My day was a bit sweatier than Lauren’s as I chose to do some interval training outside-basically walking a lot with some spurts of really serious looking running until cars pass me by.  As I was walking past a house on my usual route, I spied my usual golden retriever napping outside in THE SUN in this 97 degree heat.   “Why would such a shaggy character choose to bathe in the bowels of hell itself?” I wondered.  Honestly, he was within paw’s distance of the shady tree . . . go the whole nine yards and just drag yourself.  But, then, it occurred to me that he might be passed out, or worse, dead.  So, I got as close as the white picket fence would allow and inspected his frame while saying, “HUH”--a bit too loudly, I guess because if I didn’t get the biggest stink eye from that creature for waking him up, then I don’t know what.  So, in essence, I woke a really lazy dog who is going to regret not dragging himself to the shade when he realizes his butt hairs are probably a bit more blond than he was hoping for. 

Sunday, July 1, 2012

Magic Mike Rundown


Lauren:  I knew based on the title alone we were in for a treat.  Alliterations?  C’mon, try giving a thumbs down after hearing one of those.

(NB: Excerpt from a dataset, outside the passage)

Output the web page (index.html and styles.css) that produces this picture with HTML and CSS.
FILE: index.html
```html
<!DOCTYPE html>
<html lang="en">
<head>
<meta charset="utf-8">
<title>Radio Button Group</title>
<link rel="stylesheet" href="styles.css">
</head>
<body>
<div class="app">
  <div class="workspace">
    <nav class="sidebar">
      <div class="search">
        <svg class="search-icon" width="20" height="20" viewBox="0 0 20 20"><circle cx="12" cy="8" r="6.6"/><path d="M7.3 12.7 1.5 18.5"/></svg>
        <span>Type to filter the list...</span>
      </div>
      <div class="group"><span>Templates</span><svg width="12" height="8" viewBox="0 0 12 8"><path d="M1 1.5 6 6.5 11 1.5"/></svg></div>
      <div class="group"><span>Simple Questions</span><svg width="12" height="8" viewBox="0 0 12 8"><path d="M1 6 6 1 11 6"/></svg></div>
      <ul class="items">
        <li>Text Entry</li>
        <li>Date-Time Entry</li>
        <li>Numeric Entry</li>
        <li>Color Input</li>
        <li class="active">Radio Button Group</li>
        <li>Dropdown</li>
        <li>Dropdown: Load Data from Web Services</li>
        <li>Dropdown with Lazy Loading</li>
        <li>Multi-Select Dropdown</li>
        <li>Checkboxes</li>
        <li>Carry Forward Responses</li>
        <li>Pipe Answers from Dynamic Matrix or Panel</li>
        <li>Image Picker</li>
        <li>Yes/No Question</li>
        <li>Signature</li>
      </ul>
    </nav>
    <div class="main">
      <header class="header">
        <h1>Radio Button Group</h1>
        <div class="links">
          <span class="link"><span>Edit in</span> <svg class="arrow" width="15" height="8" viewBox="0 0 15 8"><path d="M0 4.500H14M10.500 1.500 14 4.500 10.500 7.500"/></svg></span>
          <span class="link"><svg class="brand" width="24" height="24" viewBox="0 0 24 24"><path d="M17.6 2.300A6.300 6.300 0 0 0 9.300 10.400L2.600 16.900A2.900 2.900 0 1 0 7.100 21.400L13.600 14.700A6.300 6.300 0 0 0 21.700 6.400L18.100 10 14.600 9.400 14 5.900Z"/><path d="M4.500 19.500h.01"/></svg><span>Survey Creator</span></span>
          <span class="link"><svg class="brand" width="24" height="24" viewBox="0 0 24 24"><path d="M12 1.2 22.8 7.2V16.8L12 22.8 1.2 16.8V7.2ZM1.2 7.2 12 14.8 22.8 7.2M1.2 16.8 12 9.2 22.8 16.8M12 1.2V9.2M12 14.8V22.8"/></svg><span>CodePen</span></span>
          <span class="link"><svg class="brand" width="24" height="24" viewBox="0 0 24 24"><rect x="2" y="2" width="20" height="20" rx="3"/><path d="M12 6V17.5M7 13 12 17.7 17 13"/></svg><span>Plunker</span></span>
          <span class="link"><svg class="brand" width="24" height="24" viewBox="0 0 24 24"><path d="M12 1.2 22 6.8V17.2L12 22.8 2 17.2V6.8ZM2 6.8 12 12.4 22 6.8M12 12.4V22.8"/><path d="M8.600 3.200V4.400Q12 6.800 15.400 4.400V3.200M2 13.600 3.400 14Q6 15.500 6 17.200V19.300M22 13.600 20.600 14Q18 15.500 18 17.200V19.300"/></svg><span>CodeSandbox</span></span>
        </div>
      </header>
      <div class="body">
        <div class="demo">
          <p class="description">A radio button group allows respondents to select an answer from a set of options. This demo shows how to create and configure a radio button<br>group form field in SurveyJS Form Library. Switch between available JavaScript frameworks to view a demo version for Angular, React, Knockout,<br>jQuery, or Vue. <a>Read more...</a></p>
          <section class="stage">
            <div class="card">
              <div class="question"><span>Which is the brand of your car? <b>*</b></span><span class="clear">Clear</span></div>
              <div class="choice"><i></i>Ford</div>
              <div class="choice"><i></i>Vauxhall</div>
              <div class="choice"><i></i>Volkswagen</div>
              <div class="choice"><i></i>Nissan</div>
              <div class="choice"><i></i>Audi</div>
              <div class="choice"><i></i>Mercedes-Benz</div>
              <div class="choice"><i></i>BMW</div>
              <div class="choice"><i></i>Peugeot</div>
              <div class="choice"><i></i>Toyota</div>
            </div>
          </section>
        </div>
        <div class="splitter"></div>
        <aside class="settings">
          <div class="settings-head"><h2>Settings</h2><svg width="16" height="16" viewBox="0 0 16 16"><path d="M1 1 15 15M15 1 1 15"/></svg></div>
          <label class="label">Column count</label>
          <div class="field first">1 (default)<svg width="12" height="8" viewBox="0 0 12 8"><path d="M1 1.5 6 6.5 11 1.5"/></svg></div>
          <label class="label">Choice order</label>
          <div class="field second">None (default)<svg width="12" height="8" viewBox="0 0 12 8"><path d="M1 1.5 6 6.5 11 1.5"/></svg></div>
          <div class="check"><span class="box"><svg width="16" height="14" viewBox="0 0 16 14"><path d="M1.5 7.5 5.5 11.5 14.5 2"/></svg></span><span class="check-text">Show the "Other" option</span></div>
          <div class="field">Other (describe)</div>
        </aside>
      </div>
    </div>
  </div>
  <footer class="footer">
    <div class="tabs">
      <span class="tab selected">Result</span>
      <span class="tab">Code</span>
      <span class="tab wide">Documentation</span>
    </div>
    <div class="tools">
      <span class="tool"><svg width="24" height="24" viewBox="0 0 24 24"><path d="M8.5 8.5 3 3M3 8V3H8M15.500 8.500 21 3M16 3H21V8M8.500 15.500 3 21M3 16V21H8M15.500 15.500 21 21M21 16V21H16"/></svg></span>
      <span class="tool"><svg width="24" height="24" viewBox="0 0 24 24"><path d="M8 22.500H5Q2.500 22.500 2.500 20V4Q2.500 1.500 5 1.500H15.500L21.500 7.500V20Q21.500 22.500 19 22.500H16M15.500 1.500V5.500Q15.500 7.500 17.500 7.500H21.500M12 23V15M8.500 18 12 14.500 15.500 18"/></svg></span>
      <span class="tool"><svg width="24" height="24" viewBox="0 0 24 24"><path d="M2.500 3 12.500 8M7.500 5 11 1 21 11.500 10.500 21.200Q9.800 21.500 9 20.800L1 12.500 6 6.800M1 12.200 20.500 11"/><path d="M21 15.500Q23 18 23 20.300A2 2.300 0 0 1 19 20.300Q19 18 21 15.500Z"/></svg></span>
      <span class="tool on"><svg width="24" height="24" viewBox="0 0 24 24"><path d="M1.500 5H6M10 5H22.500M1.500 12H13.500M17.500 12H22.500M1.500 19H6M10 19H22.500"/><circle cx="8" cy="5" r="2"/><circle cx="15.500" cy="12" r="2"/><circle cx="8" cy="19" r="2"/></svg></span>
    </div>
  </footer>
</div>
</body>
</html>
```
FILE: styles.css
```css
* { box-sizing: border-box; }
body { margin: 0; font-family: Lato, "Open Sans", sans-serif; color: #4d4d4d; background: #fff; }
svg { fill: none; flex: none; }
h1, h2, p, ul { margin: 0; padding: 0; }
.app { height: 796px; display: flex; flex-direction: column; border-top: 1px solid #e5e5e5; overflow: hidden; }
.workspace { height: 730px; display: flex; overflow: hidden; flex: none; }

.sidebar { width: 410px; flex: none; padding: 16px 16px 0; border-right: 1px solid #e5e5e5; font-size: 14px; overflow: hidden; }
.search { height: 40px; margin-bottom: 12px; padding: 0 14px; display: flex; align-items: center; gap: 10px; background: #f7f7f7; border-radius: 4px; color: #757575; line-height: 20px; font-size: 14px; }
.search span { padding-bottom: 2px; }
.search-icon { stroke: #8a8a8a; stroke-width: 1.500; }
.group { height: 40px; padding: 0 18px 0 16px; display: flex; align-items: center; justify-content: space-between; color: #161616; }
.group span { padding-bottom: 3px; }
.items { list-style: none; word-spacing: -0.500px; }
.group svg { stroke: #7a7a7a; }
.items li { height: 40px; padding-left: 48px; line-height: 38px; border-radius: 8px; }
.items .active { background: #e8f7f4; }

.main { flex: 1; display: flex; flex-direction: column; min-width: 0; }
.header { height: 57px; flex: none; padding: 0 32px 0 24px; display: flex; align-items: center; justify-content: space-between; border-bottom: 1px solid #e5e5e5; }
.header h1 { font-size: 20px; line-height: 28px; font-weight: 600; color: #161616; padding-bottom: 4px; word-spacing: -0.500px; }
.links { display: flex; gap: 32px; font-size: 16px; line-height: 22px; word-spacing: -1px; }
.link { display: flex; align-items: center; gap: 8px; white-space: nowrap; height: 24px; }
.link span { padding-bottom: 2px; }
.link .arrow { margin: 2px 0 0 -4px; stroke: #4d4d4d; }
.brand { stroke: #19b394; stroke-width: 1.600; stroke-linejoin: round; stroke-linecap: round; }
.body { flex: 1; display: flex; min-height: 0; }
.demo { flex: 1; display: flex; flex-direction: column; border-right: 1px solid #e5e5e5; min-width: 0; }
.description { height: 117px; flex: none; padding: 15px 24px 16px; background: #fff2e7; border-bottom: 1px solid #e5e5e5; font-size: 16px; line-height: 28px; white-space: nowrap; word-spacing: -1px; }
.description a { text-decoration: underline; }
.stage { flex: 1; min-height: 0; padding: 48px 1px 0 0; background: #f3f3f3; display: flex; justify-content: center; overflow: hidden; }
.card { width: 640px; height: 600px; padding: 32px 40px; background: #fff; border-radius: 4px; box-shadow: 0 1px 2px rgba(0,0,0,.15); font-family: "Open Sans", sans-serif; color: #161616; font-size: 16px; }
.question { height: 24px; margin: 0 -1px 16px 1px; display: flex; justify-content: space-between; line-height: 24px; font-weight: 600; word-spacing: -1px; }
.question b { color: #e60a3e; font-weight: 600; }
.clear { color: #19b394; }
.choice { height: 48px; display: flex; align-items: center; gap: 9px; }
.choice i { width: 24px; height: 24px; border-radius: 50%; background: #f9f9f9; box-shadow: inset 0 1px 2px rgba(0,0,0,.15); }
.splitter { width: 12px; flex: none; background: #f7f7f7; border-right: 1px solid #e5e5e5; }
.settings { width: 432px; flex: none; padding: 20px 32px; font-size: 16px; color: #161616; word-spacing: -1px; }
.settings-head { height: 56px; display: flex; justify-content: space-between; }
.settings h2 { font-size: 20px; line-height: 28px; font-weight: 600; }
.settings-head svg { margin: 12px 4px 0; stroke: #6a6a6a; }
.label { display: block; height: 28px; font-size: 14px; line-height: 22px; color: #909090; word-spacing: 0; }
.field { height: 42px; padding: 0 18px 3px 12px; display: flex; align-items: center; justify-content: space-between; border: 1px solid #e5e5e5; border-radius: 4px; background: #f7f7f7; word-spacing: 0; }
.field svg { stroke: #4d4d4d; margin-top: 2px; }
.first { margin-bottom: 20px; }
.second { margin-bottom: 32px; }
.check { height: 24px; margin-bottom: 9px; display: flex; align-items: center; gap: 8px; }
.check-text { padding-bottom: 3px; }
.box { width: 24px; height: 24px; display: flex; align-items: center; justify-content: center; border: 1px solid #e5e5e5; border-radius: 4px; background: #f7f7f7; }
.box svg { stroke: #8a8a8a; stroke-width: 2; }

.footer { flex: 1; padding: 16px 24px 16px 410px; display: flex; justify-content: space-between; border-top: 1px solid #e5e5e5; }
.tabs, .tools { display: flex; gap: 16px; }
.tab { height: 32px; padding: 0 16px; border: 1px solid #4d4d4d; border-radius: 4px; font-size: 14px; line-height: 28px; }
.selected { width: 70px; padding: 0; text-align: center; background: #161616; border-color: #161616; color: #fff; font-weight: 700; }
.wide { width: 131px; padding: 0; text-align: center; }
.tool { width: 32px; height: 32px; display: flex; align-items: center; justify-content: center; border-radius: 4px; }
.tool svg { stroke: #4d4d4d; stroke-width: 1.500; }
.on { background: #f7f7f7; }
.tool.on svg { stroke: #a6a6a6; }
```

Steph: Personally, I would have liked a bit more warning up front.  Alliterations be damned.  Hit me with something like:   ‘Don’t Spend Your Money on Too Many Shots of Matthew McConaughey’s crows feet”  

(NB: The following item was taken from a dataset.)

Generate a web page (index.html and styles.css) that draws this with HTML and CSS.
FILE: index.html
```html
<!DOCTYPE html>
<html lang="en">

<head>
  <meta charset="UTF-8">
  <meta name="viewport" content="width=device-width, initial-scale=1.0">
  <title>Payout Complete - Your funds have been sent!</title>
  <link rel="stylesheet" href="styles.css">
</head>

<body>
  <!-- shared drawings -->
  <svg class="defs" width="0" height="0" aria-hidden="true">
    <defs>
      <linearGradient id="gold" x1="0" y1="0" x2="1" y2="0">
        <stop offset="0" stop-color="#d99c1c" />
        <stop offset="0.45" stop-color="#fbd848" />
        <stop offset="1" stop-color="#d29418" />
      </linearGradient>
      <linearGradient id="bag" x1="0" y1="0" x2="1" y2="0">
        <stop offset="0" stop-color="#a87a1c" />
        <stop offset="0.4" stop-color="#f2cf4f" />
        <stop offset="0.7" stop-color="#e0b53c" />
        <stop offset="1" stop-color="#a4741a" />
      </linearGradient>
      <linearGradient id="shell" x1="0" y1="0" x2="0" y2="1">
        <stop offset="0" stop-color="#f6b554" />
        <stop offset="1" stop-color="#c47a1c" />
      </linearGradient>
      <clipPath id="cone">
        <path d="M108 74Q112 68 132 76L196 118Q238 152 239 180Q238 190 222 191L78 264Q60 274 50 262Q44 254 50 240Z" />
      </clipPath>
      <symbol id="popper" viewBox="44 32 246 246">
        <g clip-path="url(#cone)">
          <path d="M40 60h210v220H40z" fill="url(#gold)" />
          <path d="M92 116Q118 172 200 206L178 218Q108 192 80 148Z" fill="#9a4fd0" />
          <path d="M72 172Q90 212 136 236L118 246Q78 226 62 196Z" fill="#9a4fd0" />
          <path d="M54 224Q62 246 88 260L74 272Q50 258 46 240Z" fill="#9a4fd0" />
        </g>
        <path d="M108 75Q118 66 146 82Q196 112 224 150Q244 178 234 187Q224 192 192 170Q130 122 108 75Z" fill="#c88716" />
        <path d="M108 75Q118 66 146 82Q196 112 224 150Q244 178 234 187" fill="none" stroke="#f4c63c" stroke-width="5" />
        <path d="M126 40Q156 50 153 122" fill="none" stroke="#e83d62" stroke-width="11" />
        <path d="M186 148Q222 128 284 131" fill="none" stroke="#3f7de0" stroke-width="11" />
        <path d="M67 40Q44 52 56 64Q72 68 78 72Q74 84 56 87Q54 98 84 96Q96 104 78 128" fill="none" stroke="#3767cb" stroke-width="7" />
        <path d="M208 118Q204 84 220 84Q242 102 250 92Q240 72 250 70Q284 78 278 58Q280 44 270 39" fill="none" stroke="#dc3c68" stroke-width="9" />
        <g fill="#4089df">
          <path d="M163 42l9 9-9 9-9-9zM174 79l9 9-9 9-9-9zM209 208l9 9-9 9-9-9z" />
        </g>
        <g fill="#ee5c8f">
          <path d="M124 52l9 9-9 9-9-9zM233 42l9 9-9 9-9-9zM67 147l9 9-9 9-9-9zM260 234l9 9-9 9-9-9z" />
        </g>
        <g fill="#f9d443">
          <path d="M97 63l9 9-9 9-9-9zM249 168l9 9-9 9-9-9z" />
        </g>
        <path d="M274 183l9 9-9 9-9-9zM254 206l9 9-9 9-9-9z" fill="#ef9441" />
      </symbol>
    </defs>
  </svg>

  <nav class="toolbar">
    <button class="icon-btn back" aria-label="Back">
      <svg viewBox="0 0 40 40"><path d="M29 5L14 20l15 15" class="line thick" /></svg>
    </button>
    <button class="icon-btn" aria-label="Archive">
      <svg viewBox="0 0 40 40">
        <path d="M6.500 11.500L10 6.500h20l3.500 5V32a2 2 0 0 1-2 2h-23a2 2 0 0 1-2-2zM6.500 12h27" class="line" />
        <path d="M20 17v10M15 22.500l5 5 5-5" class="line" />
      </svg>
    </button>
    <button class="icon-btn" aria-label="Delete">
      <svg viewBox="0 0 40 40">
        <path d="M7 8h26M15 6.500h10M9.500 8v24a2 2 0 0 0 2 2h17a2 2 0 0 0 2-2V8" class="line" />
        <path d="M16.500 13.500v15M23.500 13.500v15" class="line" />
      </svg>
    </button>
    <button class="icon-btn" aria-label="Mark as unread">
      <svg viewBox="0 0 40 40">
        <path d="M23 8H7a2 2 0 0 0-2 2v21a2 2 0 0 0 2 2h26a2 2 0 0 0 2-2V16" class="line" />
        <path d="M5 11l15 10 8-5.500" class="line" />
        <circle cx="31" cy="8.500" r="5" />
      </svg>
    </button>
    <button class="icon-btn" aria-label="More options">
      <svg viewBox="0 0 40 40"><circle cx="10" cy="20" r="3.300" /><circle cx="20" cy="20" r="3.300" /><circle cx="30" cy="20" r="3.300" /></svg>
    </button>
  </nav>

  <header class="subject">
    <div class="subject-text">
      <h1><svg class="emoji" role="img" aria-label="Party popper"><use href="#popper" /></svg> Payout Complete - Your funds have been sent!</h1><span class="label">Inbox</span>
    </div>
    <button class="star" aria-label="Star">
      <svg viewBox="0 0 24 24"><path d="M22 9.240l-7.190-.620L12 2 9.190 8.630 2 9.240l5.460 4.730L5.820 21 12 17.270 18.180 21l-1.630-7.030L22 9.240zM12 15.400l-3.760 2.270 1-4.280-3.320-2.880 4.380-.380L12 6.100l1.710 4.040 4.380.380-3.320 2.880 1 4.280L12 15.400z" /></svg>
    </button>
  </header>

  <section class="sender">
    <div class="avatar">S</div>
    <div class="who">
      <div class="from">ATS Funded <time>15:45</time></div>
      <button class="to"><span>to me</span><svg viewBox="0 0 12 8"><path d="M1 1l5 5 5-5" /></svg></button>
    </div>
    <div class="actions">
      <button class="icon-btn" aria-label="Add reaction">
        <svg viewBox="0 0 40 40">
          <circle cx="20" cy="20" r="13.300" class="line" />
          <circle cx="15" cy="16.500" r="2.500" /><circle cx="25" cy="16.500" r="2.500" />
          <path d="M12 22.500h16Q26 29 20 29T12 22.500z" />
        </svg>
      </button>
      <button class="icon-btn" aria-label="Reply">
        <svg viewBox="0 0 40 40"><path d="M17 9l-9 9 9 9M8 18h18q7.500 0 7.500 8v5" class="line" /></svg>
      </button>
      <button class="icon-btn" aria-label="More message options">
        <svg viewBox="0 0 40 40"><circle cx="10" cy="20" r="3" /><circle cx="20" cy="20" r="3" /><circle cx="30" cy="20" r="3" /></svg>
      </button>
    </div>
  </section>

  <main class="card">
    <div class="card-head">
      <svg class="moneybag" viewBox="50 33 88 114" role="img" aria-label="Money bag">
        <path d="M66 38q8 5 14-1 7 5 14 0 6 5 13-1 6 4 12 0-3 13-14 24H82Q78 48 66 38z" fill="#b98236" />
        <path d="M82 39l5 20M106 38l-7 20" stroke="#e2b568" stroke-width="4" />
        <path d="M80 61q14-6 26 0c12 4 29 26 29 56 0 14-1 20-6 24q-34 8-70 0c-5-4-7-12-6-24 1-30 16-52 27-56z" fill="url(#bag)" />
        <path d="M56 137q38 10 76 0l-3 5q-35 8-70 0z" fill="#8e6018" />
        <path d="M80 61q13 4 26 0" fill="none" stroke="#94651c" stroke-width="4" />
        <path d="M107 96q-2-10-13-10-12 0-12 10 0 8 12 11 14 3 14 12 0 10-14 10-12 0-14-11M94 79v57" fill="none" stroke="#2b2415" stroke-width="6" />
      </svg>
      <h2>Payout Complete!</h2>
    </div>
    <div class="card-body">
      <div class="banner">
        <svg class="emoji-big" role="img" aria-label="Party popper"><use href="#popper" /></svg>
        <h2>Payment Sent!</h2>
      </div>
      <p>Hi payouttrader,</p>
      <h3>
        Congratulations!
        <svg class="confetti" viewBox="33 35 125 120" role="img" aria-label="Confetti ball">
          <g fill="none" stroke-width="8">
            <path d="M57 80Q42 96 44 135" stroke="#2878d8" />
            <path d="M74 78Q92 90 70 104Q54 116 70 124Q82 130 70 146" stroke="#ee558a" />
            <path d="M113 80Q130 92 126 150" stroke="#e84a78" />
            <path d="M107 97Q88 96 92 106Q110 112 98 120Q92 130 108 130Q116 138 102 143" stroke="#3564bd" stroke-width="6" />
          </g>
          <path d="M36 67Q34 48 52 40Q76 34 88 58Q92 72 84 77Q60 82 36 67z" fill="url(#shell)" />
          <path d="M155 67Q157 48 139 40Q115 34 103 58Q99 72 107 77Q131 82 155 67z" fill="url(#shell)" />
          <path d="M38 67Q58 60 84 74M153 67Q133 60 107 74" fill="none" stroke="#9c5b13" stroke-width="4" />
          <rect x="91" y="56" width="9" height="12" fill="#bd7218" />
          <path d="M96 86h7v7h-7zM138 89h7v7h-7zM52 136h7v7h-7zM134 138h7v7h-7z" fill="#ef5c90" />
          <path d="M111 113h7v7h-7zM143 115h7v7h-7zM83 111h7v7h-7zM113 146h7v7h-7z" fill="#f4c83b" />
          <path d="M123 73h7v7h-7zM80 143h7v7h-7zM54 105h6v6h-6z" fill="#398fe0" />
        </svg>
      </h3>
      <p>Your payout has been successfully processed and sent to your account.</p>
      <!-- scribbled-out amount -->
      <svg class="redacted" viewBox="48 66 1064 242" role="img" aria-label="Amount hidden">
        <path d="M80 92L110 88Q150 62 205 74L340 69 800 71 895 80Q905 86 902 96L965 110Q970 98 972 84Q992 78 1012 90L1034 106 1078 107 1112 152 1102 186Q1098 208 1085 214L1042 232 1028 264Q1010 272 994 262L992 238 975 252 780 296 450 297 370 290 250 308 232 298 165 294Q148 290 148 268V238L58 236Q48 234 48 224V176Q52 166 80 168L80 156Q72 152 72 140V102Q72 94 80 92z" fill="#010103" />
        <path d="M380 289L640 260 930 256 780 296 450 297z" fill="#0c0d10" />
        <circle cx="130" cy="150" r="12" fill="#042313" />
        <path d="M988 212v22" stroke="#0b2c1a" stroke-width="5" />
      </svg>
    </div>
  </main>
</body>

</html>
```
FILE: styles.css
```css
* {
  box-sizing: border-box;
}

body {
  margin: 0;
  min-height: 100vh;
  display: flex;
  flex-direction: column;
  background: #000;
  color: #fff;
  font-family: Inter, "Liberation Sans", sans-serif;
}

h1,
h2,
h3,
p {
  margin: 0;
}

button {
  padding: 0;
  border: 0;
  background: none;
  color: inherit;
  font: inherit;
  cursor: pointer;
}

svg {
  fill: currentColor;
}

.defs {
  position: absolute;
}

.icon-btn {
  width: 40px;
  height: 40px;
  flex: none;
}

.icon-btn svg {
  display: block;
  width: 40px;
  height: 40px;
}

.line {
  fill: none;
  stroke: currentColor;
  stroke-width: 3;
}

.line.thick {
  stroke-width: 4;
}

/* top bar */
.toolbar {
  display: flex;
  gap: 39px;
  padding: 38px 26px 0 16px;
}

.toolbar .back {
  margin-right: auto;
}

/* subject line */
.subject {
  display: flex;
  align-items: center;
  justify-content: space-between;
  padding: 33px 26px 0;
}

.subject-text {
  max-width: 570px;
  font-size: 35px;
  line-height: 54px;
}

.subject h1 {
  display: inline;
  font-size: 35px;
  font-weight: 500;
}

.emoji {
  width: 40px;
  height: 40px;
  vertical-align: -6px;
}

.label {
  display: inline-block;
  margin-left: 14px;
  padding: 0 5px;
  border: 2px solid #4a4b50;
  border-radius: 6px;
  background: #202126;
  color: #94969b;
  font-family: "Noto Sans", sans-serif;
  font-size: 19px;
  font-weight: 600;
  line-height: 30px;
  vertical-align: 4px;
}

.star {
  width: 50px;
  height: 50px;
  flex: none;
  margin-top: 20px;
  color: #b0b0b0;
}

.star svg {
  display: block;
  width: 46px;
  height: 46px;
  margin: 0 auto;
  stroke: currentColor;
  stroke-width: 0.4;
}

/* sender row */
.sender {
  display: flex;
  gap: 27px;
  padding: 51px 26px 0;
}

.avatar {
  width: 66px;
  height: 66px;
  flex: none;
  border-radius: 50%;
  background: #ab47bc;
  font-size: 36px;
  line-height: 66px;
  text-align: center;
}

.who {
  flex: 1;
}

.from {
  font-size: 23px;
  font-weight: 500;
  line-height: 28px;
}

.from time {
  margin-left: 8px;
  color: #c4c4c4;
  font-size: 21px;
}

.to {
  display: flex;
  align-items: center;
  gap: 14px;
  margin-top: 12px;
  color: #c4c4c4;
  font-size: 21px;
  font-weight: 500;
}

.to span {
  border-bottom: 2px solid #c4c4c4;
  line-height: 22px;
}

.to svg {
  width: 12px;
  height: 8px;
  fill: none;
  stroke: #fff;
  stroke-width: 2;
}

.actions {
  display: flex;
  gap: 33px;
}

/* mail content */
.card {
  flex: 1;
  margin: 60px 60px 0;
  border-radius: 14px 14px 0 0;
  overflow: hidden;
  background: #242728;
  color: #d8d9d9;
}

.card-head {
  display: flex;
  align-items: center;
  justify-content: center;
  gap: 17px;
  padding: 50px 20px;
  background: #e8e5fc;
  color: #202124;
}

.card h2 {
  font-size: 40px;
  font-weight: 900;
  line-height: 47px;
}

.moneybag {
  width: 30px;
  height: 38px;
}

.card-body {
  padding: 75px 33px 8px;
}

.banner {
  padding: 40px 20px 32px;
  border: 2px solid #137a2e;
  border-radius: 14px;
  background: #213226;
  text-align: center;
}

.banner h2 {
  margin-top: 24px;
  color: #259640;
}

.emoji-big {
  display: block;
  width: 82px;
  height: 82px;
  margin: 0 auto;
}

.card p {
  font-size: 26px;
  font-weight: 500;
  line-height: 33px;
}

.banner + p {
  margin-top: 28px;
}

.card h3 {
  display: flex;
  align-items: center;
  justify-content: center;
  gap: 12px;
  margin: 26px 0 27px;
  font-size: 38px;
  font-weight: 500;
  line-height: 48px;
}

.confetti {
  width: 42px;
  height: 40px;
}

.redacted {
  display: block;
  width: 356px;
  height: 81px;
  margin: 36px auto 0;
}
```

Lauren: First off, you’re an English teacher.  Figurative language should delight you.  Secondly, this movie objectifies men instead of women, and you’re a female liberal.  It’s like Christmas in July.

Steph:  Let’s talk about the facts.  Watching this movie was like listening to a dramatic reading of See Spot Run.

Lauren: I will not debate you on that.  Like See Spot Run, this movie relied on its pictures more so than its words to deliver the message.  What I liked was all the different costume changes they were able to incorporate.  Gloves came off when Sara, the oldest sister, and I were trying to sequence the top 3 as we drove home. Dog tags, sweatshirts, and bullet proof vests are fierce competitors.

Steph: True, and truth be told they had me tappin’ my toe with a sweet little trench coat number to the popular favorite “It’s Rainin’ Men”.  Alleluia indeed.  But what a dive the director has taken from such hits as The Informant and Oceans 11,12 and 13?  The best he could get was Channing Tatum? He lost it when the script called for Tatum to string more than 3 words together. Tragedy.

Lauren: How many of those tickets are being sold based on the promise Channing’s word weaving would be poetic? Personally, I paid my $6.50 to see a conventional love story told in an unconventional way...

Steph: Well, agree to disagree, I suppose.  The thing we got out of this was a magic comment from our mother who also happened to see this little gem.  Her complaint: “I thought there would be better dancing”.  Agreed, mom.  Agreed.